Alyce Myatt, Media Arts

Lucille Clifton's "Homage to My Hips." I would memorize this poem and recite it to myself every time I tried on a new pair of slacks, every time I passed a full-length mirror, and whenever I took that extra scoop of Haagen Dazs!

Laska Hurley, Visual Arts

"The Cremation of Sam McGee" by Robert Service. The poem is a great story set in the Yukon, has a wonderful since of time and place and two great characters. I also like the poem because it’s literature and folk history at the same time. The poem is over a hundred years old but it’s fresh as the day it was written.

My two favorite lines are: “A pal’s last need is a thing to heed, so I swore I would not fail.” and “The Arctic trails have their secret tales that would make your blood run cold.”

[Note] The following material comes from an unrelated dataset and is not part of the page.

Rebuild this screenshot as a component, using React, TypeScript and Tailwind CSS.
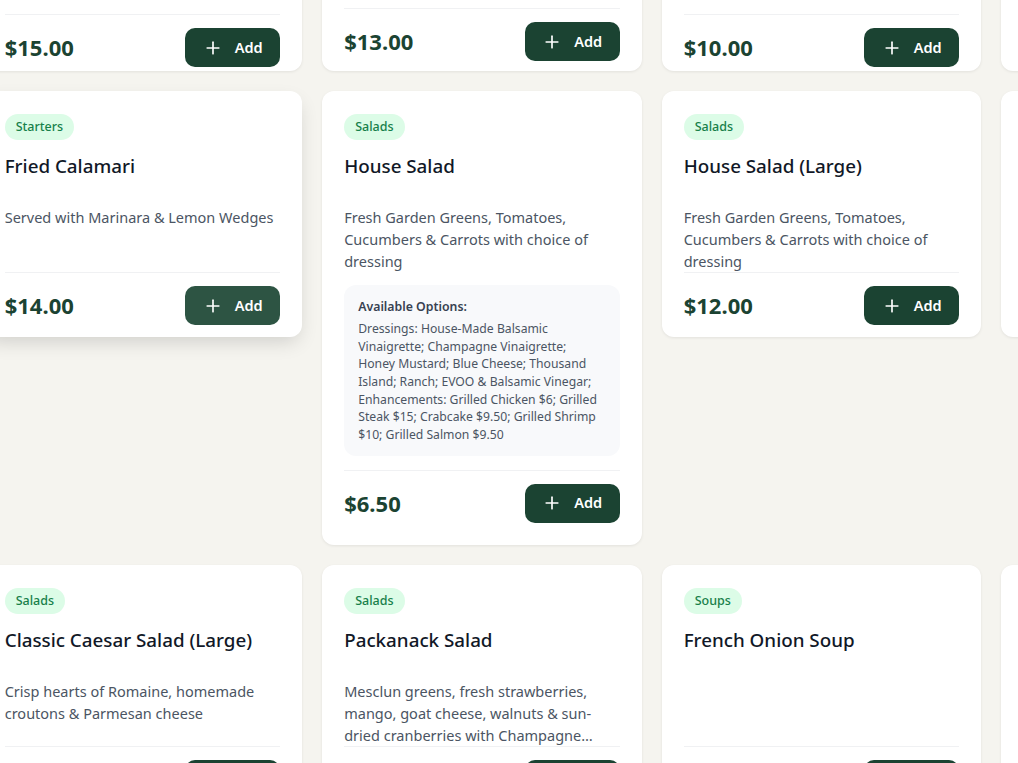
import { Plus } from "lucide-react";

type Item = {
  category: string;
  name: string;
  description?: string;
  options?: string;
  price: string;
  pad: string;
  hovered?: boolean;
};

const items: Item[] = [
  // row 1 (scrolled mostly out of view)
  { category: "Starters", name: "Shrimp Cocktail", description: "Jumbo shrimp served chilled with cocktail sauce", price: "$15.00", pad: "pt-[30px] pb-[4px]" },
  { category: "Starters", name: "Baked Clams", description: "Littleneck clams baked with seasoned breadcrumbs", price: "$13.00", pad: "pt-[24px] pb-[10px]" },
  { category: "Starters", name: "Mozzarella Sticks", description: "Served with Marinara sauce", price: "$10.00", pad: "pt-[30px] pb-[4px]" },
  { category: "Starters", name: "Buffalo Wings", description: "Served with Celery & Blue Cheese", price: "$14.00", pad: "pt-[30px] pb-[4px]" },
  // row 2
  { category: "Starters", name: "Fried Calamari", description: "Served with Marinara & Lemon Wedges", price: "$14.00", pad: "pt-[22px] pb-[12px]", hovered: true },
  {
    category: "Salads",
    name: "House Salad",
    description: "Fresh Garden Greens, Tomatoes, Cucumbers & Carrots with choice of dressing",
    options:
      "Dressings: House-Made Balsamic Vinaigrette; Champagne Vinaigrette; Honey Mustard; Blue Cheese; Thousand Island; Ranch; EVOO & Balsamic Vinegar; Enhancements: Grilled Chicken $6; Grilled Steak $15; Crabcake $9.50; Grilled Shrimp $10; Grilled Salmon $9.50",
    price: "$6.50",
    pad: "pt-[22px] pb-[22px]",
  },
  { category: "Salads", name: "House Salad (Large)", description: "Fresh Garden Greens, Tomatoes, Cucumbers & Carrots with choice of dressing", price: "$12.00", pad: "pt-[22px] pb-[12px]" },
  { category: "Salads", name: "Caesar Salad", description: "Crisp hearts of Romaine, homemade croutons & Parmesan cheese", price: "$7.50", pad: "pt-[22px] pb-[12px]" },
  // row 3
  { category: "Salads", name: "Classic Caesar Salad (Large)", description: "Crisp hearts of Romaine, homemade croutons & Parmesan cheese", price: "$13.00", pad: "pt-[22px] pb-[12px]" },
  { category: "Salads", name: "Packanack Salad", description: "Mesclun greens, fresh strawberries, mango, goat cheese, walnuts & sun-dried cranberries with Champagne vinaigrette", price: "$15.00", pad: "pt-[22px] pb-[12px]" },
  { category: "Soups", name: "French Onion Soup", price: "$9.00", pad: "pt-[22px] pb-[12px]" },
  { category: "Soups", name: "Soup of the Day", description: "Ask your server for today's selection", price: "$8.00", pad: "pt-[22px] pb-[12px]" },
];

function MenuCard({ item }: { item: Item }) {
  return (
    <div
      className={`flex flex-col rounded-xl bg-white px-[22px] ${item.pad} ${
        item.hovered
          ? "shadow-[0_8px_20px_-4px_rgba(0,0,0,0.16)]"
          : "shadow-[0_1px_3px_rgba(0,0,0,0.08)]"
      }`}
    >
      <div className="flex pt-px">
        <span className="flex h-[26px] items-center rounded-full bg-[#dcfce7] px-[11px] pt-px text-[12.5px] font-medium text-[#17804a]">
          {item.category}
        </span>
      </div>
      <h3 className="mt-[12px] min-h-[54px] pt-px text-[18.8px] font-medium leading-[27px] text-[#111827]">
        {item.name}
      </h3>
      <p className="line-clamp-3 h-[66px] text-[14.5px] leading-[22px] text-[#4b5563]">
        {item.description}
      </p>
      {item.options && (
        <div className="mt-[13px] rounded-xl bg-[#f8f9fb] px-[14px] pt-[13px] pb-[12px]">
          <p className="mb-[4px] text-[12.3px] font-semibold leading-[18px] text-[#374151]">
            Available Options:
          </p>
          <p className="text-[12.2px] leading-[17.67px] text-[#4b5563]">{item.options}</p>
        </div>
      )}
      <div className={`${item.options ? "mt-[14px]" : ""} flex items-center justify-between border-t border-[#f0f1f3] pt-[13px]`}>
        <span className="text-[22px] font-bold text-[#1b4332]">{item.price}</span>
        <button
          className={`flex h-[39px] items-center gap-3 rounded-[10px] px-[17.5px] text-[14.5px] font-semibold text-white ${
            item.hovered ? "bg-[#2d5443]" : "bg-[#1b4332]"
          }`}
        >
          <Plus size={20} strokeWidth={2} />
          Add
        </button>
      </div>
    </div>
  );
}

export default function App() {
  return (
    <div className="h-[763px] overflow-hidden bg-[#f5f4ef] font-['Noto_Sans',sans-serif]">
      <div className="-mt-[175px] -ml-[17.3px] grid w-[1338px] grid-cols-[repeat(4,319.5px)] items-start gap-x-5 gap-y-5">
        {items.map((item) => (
          <MenuCard key={item.name} item={item} />
        ))}
      </div>
    </div>
  );
}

There are over a gazillion Youtube versions, everything from Robert Service to Johnny Cash. Now I’m a big Cash fan, but I prefer the Robert Service recording.

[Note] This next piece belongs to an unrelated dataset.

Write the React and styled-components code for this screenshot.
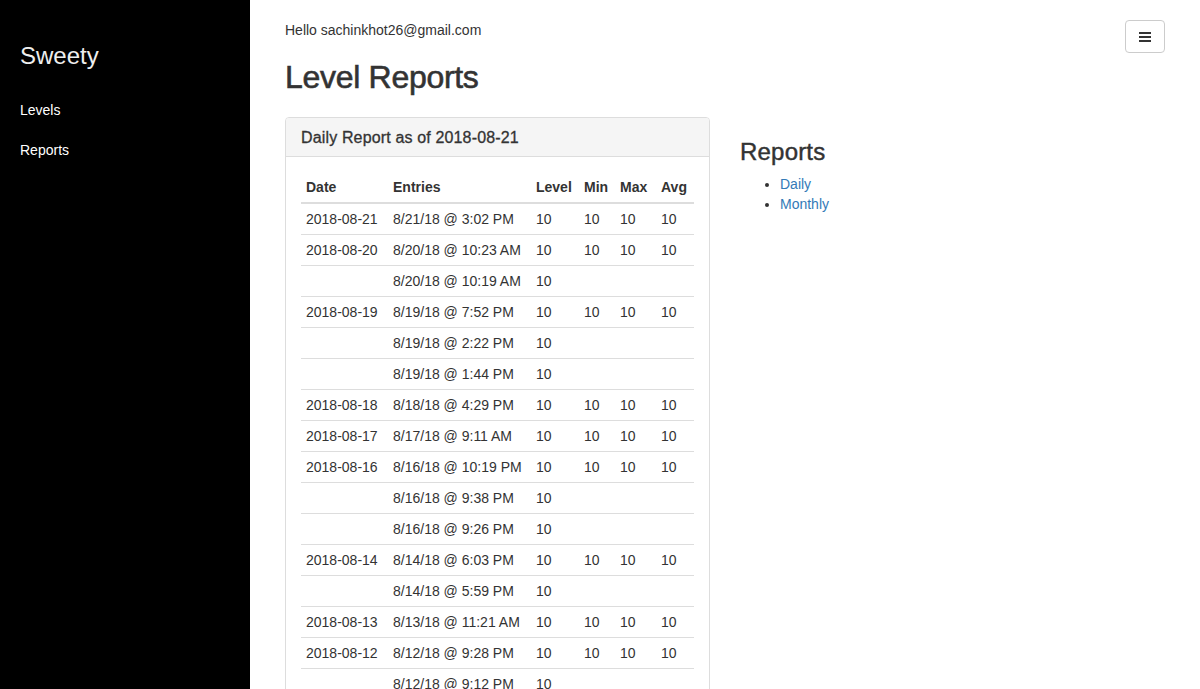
import React from "react";
import styled, { createGlobalStyle } from "styled-components";

const Global = createGlobalStyle`
  html, body { margin: 0; padding: 0; }
  body {
    font-family: "Liberation Sans", Arial, Helvetica, sans-serif;
    font-size: 14px;
    line-height: 20px;
    color: #333;
    background: #fff;
  }
  * { box-sizing: border-box; }
`;

const Layout = styled.div`
  display: flex;
  min-height: 100vh;
`;

const Sidebar = styled.nav`
  width: 250px;
  flex: 0 0 250px;
  background: #000;
  padding: 40px 20px 0;
`;

const Brand = styled.div`
  color: #eee;
  font-size: 24px;
  line-height: 32px;
  margin-bottom: 28px;
`;

const SideLink = styled.a`
  display: block;
  color: #fff;
  text-decoration: none;
  font-size: 14px;
  line-height: 20px;
  margin-bottom: 20px;
`;

const Main = styled.main`
  flex: 1;
  padding: 20px 35px 0;
`;

const TopBar = styled.div`
  display: flex;
  justify-content: space-between;
  align-items: flex-start;
  height: 20px;
`;

const MenuButton = styled.button`
  width: 40px;
  height: 33px;
  background: #fff;
  border: 1px solid #ccc;
  border-radius: 4px;
  display: flex;
  align-items: center;
  justify-content: center;
  padding: 0;
  color: #333;
`;

const Title = styled.h1`
  font-size: 32px;
  font-weight: 400;
  letter-spacing: -0.3px;
  -webkit-text-stroke: 0.6px #333;
  line-height: 35px;
  margin: 20px 0 22px;
`;

const Columns = styled.div`
  display: flex;
  gap: 30px;
  align-items: flex-start;
`;

const Panel = styled.section`
  width: 425px;
  border: 1px solid #ddd;
  border-radius: 4px;
  background: #fff;
`;

const PanelHeading = styled.div`
  background: #f5f5f5;
  border-bottom: 1px solid #ddd;
  border-radius: 3px 3px 0 0;
  padding: 11px 15px 9px;
  font-size: 16px;
  letter-spacing: 0.15px;
  -webkit-text-stroke: 0.3px #333;
  line-height: 17.6px;
`;

const PanelBody = styled.div`
  padding: 15px;
`;

const Table = styled.table`
  width: 100%;
  border-collapse: collapse;
  border-spacing: 0;
`;

const Th = styled.th`
  text-align: left;
  font-weight: bold;
  padding: 5px;
  line-height: 20px;
  border-bottom: 2px solid #ddd;
  width: ${(p) => p.$w}px;
`;

const Td = styled.td`
  padding: 5px;
  line-height: 20px;
  border-top: 1px solid #ddd;
  white-space: nowrap;
`;

const Side = styled.aside`
  padding-top: 0;
`;

const SideTitle = styled.h3`
  font-size: 24px;
  font-weight: 400;
  -webkit-text-stroke: 0.45px #333;
  letter-spacing: 0.2px;
  line-height: 26px;
  margin: 22px 0 9px;
`;

const List = styled.ul`
  margin: 0;
  padding-left: 40px;
`;

const ListLink = styled.a`
  color: #337ab7;
  text-decoration: none;
`;

const full = ["10", "10", "10", "10"];
const one = ["10", "", "", ""];

const rows = [
  ["2018-08-21", "8/21/18 @ 3:02 PM", full],
  ["2018-08-20", "8/20/18 @ 10:23 AM", full],
  ["", "8/20/18 @ 10:19 AM", one],
  ["2018-08-19", "8/19/18 @ 7:52 PM", full],
  ["", "8/19/18 @ 2:22 PM", one],
  ["", "8/19/18 @ 1:44 PM", one],
  ["2018-08-18", "8/18/18 @ 4:29 PM", full],
  ["2018-08-17", "8/17/18 @ 9:11 AM", full],
  ["2018-08-16", "8/16/18 @ 10:19 PM", full],
  ["", "8/16/18 @ 9:38 PM", one],
  ["", "8/16/18 @ 9:26 PM", one],
  ["2018-08-14", "8/14/18 @ 6:03 PM", full],
  ["", "8/14/18 @ 5:59 PM", one],
  ["2018-08-13", "8/13/18 @ 11:21 AM", full],
  ["2018-08-12", "8/12/18 @ 9:28 PM", full],
  ["", "8/12/18 @ 9:12 PM", one],
  ["2018-08-11", "8/11/18 @ 8:40 PM", full],
];

const Hamburger = () => (
  <svg width="12" height="12" viewBox="0 0 12 12" aria-hidden="true">
    <rect x="0" y="1" width="12" height="2" fill="#333" />
    <rect x="0" y="5" width="12" height="2" fill="#333" />
    <rect x="0" y="9" width="12" height="2" fill="#333" />
  </svg>
);

export default function App() {
  return (
    <>
      <Global />
      <Layout>
        <Sidebar>
          <Brand>Sweety</Brand>
          <SideLink href="#">Levels</SideLink>
          <SideLink href="#">Reports</SideLink>
        </Sidebar>
        <Main>
          <TopBar>
            <span>Hello sachinkhot26@gmail.com</span>
            <MenuButton aria-label="menu">
              <Hamburger />
            </MenuButton>
          </TopBar>
          <Title>Level Reports</Title>
          <Columns>
            <Panel>
              <PanelHeading>Daily Report as of 2018-08-21</PanelHeading>
              <PanelBody>
                <Table>
                  <thead>
                    <tr>
                      <Th $w={87}>Date</Th>
                      <Th $w={143}>Entries</Th>
                      <Th $w={48}>Level</Th>
                      <Th $w={36}>Min</Th>
                      <Th $w={41}>Max</Th>
                      <Th $w={38}>Avg</Th>
                    </tr>
                  </thead>
                  <tbody>
                    {rows.map(([d, e, v], i) => (
                      <tr key={i}>
                        <Td>{d}</Td>
                        <Td>{e}</Td>
                        {v.map((x, j) => (
                          <Td key={j}>{x}</Td>
                        ))}
                      </tr>
                    ))}
                  </tbody>
                </Table>
              </PanelBody>
            </Panel>
            <Side>
              <SideTitle>Reports</SideTitle>
              <List>
                <li>
                  <ListLink href="#">Daily</ListLink>
                </li>
                <li>
                  <ListLink href="#">Monthly</ListLink>
                </li>
              </List>
            </Side>
          </Columns>
        </Main>
      </Layout>
    </>
  );
}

Sidney Smith, Artist Communities and Presenting

"Lines Composed a Few Miles Above Tintern Abbey, on Revisiting the Banks of the Wye During a Tour. July 13, 1798" by Williams Wordsworth.

First off, if I were able to memorize these 159 lines, it would mean my mind had increased its capacity ten-fold. Can’t seem to remember anything these days. But this was one of the first poems I remember feeling in awe of and I still like to turn back to it. It’s lace sleeves, long hair, Romantic, and all the other clichés of traditional poetry, but at the center is a strong heart and what Seamus Heaney called “near geologic serenity.” No rushing, a young man describing a special place and his memory to his younger sister.

Asking a favorite poem is such a hard question, asking what poem I would memorize is a little easier but immediately makes me feel bad for not having memorized it. I did try once in college, but didn’t make it. That might have been the last time I could, but I have read it many times over the years and love coming back to it. I excerpted this bit for a funeral of my grandmother.

"…feelings/Of unremembered pleasure: such, perhaps,/As have no slight or trivial influence/On that best portion of a good man's life,/His little, nameless, unremembered, acts/Of kindness and of love."